──────── Data provided ────────

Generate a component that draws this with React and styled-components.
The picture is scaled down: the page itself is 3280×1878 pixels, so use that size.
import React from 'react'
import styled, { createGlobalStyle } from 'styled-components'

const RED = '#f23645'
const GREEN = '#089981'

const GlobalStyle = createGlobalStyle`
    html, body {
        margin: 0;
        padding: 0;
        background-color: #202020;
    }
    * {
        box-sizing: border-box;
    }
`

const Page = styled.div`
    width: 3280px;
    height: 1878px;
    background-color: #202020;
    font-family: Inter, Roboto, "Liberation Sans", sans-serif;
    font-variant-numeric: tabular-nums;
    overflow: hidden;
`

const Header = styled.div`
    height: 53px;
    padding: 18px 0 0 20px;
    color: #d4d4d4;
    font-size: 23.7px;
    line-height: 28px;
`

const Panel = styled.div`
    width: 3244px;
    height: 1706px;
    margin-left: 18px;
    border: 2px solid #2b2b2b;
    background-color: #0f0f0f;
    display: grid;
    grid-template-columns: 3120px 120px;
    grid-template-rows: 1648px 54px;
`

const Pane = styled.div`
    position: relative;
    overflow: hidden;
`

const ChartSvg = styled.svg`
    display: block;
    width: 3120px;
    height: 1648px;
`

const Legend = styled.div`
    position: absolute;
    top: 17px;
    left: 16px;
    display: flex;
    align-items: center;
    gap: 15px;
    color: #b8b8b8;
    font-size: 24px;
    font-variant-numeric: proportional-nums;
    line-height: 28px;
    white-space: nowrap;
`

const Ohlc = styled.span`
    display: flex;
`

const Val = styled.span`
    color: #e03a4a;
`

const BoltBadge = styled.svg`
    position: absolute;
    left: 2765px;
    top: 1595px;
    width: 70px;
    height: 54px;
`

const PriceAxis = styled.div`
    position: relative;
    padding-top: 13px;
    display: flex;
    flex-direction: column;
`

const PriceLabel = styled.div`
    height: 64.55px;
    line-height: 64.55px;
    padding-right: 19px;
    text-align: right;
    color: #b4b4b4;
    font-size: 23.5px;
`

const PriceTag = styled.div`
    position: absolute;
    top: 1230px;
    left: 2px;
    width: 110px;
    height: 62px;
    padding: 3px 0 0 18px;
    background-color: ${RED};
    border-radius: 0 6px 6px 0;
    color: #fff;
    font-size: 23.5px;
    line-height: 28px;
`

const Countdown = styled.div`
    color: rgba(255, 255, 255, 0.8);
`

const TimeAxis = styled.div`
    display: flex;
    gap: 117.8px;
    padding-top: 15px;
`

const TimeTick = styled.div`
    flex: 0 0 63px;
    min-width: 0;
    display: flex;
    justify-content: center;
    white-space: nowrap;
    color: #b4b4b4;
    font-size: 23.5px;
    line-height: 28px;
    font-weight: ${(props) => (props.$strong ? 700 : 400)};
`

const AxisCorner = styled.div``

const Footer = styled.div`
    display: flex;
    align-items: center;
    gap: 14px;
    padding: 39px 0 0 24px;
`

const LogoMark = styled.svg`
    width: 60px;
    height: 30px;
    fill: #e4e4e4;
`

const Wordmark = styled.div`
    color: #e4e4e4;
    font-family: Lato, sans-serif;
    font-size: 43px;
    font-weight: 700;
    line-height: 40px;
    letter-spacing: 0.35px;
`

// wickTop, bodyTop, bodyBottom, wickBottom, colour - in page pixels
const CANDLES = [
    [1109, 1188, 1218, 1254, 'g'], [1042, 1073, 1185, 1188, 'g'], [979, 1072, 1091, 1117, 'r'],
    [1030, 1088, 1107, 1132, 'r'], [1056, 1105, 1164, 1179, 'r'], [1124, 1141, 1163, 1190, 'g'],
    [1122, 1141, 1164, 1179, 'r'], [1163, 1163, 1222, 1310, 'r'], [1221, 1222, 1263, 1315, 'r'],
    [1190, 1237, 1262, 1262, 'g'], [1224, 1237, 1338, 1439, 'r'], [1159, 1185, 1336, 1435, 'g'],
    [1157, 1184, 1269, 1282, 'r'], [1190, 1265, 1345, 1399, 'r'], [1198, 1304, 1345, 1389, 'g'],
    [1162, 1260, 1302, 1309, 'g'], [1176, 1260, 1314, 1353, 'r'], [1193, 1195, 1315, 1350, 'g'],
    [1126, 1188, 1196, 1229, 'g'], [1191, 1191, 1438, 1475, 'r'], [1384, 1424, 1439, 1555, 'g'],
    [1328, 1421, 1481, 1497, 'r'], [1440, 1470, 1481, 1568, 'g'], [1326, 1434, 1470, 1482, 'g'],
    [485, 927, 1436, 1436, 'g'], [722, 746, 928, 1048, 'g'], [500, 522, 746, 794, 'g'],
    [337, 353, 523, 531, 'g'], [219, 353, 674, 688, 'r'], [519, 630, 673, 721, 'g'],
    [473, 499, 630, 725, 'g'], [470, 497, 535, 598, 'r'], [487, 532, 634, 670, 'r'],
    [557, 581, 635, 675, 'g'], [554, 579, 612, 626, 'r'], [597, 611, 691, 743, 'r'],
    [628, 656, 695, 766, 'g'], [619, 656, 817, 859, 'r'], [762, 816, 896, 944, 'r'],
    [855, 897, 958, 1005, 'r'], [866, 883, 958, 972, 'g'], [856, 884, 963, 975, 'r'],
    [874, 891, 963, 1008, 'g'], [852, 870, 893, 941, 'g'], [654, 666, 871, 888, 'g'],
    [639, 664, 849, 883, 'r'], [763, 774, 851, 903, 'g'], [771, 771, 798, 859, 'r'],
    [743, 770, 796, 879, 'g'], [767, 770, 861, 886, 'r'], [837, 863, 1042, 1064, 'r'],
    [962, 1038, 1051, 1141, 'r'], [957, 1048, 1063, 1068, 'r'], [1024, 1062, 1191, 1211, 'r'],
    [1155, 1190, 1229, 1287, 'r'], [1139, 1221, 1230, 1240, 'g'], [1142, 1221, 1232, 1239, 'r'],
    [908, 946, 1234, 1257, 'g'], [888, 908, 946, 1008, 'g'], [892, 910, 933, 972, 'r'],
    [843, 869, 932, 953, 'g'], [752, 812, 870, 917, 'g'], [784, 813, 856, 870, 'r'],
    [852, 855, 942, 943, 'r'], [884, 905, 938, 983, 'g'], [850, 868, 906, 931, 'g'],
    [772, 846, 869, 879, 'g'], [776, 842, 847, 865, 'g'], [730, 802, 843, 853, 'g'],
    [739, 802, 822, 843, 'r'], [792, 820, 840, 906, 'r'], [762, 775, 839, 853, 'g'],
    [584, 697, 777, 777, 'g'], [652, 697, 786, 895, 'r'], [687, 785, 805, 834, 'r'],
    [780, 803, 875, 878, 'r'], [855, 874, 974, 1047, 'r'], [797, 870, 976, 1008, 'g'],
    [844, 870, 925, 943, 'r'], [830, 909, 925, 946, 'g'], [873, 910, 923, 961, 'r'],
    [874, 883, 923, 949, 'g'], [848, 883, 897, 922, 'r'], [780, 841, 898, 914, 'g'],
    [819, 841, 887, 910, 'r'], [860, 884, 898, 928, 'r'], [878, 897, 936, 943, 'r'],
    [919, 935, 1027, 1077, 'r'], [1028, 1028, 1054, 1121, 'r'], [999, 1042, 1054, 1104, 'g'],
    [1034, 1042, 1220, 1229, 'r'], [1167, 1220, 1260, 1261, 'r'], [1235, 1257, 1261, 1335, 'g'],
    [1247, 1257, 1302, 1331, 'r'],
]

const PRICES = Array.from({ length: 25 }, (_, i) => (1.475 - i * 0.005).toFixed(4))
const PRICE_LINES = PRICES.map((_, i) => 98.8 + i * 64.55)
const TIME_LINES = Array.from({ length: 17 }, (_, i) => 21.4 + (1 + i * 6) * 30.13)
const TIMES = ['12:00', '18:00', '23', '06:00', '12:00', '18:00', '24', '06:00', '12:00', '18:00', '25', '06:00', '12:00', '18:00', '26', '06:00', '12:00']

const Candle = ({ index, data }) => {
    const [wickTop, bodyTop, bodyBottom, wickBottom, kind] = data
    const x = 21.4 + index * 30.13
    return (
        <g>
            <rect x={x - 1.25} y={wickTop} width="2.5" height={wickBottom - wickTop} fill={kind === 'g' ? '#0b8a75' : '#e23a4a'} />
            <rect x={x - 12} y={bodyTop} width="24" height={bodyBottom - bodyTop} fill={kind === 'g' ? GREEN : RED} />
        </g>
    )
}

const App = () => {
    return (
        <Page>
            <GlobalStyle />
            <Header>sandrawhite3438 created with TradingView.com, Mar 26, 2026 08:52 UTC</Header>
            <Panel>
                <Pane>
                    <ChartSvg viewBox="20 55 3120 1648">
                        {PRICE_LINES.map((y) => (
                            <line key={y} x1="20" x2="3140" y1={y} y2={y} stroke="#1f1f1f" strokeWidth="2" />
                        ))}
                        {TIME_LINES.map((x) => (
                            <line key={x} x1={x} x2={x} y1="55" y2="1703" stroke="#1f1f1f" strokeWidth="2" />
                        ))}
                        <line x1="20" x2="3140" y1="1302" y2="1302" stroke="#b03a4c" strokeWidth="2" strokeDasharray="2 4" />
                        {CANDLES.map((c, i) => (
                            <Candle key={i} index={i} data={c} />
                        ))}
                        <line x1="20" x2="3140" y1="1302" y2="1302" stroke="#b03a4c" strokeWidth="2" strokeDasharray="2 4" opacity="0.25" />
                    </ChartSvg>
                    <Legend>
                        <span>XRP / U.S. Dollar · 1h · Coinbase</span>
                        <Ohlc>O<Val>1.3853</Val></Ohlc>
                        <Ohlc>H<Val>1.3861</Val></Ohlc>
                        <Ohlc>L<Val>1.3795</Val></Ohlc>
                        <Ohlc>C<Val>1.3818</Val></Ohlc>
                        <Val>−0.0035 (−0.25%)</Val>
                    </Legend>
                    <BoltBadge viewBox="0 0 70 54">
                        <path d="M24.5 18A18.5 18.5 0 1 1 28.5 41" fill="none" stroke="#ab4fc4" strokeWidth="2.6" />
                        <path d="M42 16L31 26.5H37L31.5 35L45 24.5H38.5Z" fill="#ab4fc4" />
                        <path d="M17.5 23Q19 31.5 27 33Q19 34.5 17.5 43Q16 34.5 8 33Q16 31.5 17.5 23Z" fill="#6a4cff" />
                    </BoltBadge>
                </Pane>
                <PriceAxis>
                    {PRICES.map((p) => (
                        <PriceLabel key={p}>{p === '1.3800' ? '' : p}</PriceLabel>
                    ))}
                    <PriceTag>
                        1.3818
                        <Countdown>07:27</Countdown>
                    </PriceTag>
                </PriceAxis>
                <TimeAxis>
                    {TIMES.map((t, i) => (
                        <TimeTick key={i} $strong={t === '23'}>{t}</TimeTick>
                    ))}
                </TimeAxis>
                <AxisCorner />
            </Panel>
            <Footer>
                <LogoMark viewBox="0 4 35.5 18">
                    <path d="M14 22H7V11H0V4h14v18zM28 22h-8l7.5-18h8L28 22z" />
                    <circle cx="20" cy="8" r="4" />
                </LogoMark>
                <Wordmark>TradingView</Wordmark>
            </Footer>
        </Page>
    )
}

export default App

────────

● Problem statement:
Print only the lines that run from the start of the listing to the line bearing "const GREEN = '#089981'"; please keep the first line and that last one, exactly as they appear.

● Expected output:
Generate a component that draws this with React and styled-components.
The picture is scaled down: the page itself is 3280×1878 pixels, so use that size.
import React from 'react'
import styled, { createGlobalStyle } from 'styled-components'

const RED = '#f23645'
const GREEN = '#089981'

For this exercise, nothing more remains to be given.